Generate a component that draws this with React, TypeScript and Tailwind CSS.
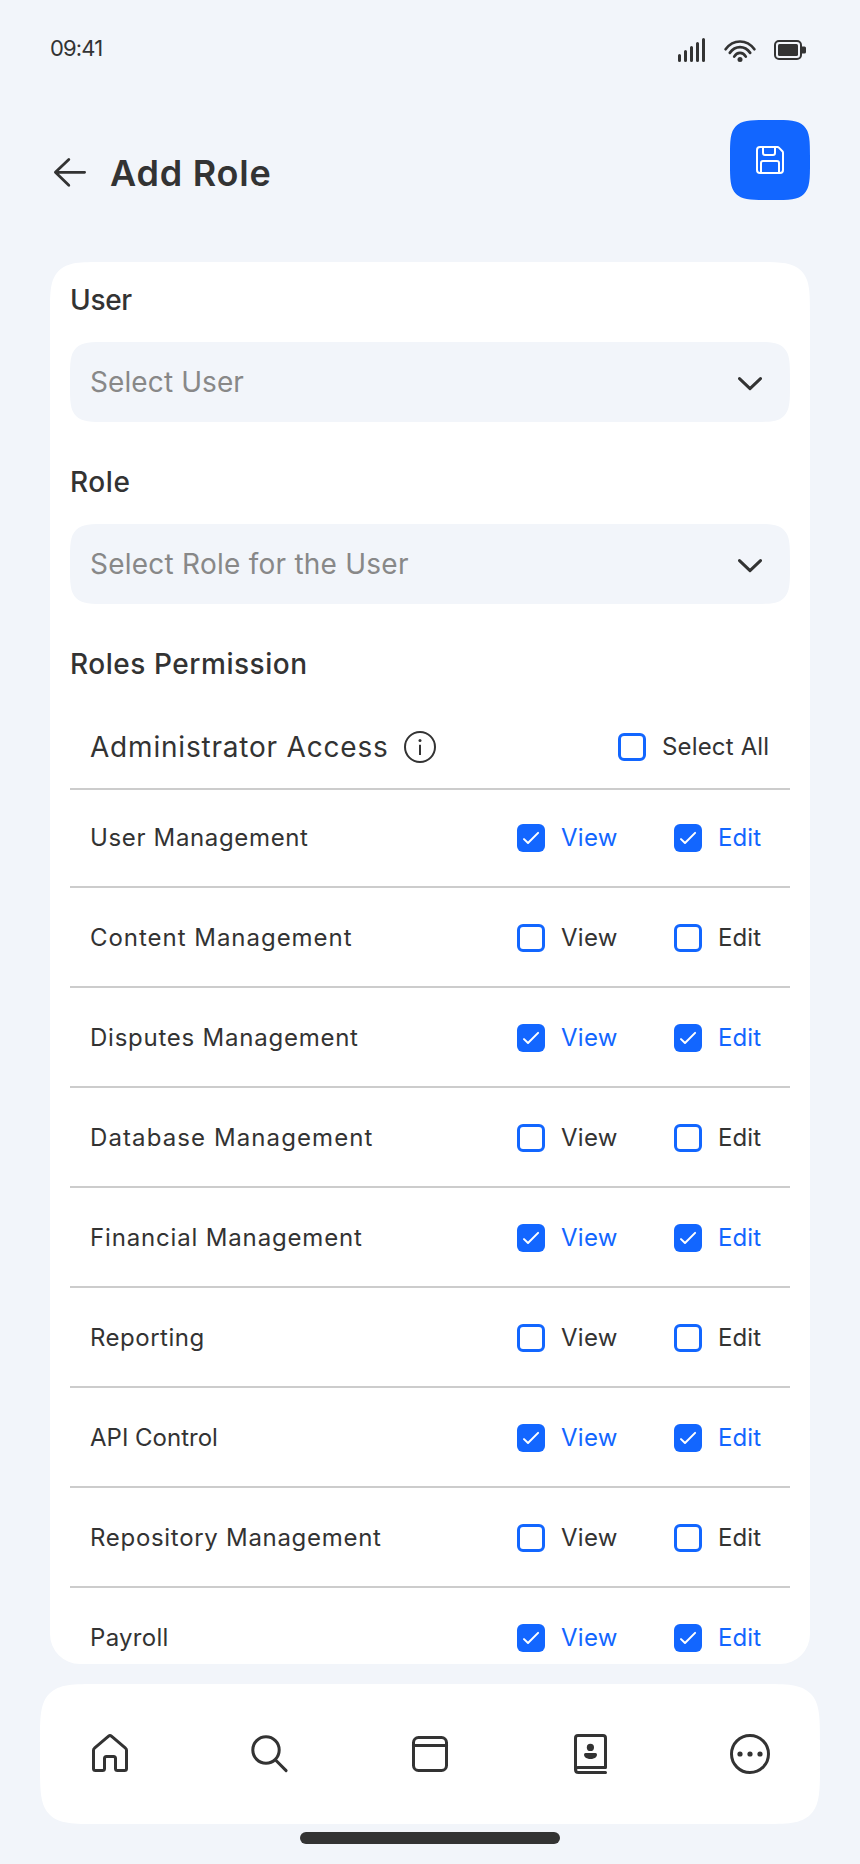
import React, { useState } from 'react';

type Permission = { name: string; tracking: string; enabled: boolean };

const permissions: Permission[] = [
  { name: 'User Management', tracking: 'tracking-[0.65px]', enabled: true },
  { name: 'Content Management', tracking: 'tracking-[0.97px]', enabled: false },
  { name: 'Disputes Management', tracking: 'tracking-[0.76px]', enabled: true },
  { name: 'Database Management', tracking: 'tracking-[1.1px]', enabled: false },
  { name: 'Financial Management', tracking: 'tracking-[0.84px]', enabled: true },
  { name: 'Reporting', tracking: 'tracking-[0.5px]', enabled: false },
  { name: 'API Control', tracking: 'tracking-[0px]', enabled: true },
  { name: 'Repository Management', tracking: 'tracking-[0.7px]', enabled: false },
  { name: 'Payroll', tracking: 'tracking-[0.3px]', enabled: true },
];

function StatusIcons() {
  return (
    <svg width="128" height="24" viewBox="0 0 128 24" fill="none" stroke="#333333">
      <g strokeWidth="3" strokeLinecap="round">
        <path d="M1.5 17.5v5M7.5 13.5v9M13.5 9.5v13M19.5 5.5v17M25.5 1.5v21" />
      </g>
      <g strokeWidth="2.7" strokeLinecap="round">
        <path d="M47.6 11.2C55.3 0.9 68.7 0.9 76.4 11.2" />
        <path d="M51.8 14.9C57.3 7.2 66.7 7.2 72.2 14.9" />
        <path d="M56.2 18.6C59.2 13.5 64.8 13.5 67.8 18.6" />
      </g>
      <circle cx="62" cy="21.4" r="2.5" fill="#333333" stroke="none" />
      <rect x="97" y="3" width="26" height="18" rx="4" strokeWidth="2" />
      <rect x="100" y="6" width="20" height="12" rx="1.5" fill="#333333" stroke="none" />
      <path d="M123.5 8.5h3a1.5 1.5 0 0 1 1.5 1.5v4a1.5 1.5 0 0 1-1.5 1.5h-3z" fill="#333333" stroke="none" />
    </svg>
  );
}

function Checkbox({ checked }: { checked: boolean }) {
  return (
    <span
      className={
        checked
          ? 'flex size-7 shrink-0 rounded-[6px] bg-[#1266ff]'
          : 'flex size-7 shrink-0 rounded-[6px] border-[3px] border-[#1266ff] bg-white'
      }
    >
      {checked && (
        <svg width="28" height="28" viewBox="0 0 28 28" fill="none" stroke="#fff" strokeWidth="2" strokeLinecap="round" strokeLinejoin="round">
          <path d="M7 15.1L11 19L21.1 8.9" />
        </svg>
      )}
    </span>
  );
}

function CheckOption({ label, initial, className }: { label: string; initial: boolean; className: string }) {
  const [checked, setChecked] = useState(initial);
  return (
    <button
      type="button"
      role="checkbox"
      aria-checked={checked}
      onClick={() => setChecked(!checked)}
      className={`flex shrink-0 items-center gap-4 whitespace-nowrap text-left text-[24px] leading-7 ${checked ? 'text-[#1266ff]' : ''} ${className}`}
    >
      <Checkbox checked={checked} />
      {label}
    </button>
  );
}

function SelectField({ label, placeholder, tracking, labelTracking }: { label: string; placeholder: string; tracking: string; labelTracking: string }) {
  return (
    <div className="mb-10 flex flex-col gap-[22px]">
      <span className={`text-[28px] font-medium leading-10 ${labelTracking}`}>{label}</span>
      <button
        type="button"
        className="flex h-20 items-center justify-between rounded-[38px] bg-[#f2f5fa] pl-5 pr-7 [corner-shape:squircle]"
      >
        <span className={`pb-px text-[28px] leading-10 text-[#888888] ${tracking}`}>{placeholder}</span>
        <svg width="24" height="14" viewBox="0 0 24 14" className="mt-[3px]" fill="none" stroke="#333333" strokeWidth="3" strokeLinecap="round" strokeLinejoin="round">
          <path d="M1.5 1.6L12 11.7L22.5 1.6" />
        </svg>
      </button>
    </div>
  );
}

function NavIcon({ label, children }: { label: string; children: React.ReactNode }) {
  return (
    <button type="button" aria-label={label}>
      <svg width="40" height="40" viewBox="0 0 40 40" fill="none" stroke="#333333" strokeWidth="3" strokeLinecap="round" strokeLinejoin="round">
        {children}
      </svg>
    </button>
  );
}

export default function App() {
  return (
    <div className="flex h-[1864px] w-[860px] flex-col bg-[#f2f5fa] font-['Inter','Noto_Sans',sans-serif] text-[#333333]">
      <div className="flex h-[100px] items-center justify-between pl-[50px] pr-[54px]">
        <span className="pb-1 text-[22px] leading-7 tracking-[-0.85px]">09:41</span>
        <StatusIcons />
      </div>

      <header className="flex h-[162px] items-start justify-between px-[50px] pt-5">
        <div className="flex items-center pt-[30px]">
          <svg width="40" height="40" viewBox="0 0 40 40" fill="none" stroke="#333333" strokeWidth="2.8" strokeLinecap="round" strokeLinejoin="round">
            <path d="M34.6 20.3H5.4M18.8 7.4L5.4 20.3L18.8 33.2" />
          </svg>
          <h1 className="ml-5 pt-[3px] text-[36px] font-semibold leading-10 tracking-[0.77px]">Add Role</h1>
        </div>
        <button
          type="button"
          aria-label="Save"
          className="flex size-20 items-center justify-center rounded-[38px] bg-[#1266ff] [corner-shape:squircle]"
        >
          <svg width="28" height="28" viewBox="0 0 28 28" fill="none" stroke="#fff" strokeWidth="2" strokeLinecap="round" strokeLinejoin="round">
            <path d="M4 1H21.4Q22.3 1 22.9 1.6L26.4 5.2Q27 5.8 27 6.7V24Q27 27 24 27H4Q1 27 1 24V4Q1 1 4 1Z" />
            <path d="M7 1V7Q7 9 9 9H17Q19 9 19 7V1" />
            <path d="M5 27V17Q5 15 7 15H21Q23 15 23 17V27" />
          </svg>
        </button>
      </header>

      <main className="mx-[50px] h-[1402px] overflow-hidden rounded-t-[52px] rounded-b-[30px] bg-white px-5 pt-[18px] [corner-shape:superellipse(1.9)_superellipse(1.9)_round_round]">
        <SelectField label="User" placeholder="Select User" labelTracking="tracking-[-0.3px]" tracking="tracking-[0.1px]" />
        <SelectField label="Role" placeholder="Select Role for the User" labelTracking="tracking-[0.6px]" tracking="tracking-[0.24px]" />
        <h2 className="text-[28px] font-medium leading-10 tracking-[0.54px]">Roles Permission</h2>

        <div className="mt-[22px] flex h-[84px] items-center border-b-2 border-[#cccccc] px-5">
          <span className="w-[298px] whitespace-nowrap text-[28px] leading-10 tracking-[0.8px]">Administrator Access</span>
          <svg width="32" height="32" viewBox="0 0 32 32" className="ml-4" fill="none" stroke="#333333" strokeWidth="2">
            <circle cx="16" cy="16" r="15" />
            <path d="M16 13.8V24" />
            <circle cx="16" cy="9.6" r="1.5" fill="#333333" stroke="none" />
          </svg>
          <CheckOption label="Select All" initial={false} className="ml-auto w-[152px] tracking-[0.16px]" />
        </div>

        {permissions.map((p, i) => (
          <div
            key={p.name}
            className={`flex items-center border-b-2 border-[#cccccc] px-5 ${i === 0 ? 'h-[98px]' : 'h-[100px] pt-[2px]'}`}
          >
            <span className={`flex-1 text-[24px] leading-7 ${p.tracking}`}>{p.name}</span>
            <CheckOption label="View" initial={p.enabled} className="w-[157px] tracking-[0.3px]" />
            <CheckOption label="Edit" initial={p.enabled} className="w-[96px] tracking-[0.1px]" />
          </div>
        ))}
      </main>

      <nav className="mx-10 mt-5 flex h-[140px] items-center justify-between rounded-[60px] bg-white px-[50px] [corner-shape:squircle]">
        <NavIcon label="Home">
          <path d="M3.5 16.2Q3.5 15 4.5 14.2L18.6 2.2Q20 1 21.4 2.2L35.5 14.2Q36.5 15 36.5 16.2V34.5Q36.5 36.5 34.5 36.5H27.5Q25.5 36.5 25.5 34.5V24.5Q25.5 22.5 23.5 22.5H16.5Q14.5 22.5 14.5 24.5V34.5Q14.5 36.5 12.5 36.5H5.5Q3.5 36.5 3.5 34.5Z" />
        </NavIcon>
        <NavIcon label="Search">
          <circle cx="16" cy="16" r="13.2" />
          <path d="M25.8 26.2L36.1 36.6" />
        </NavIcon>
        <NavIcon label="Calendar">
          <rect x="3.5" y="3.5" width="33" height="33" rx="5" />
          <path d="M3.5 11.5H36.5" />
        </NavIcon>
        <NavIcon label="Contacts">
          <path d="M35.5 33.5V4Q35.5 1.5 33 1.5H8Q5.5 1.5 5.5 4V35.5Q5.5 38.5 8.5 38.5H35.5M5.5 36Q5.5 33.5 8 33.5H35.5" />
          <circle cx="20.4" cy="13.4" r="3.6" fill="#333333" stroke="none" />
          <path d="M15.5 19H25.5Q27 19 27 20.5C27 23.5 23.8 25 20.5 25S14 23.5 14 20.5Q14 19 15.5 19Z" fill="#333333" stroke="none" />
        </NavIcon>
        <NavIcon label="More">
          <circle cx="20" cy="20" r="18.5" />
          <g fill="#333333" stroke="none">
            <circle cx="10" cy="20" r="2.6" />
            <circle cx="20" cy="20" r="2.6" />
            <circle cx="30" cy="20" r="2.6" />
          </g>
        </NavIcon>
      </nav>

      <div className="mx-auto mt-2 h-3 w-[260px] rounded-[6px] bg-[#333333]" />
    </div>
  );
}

━━━━━━━━━━━━━━━━━━━━━━━━━━━━━━

§ **Task directions**: Print the data above verbatim from the first line through the line holding "string; enabled: boolean", leaving every picture out.

§ **Response to this task**:
Generate a component that draws this with React, TypeScript and Tailwind CSS.
import React, { useState } from 'react';

type Permission = { name: string; tracking: string; enabled: boolean };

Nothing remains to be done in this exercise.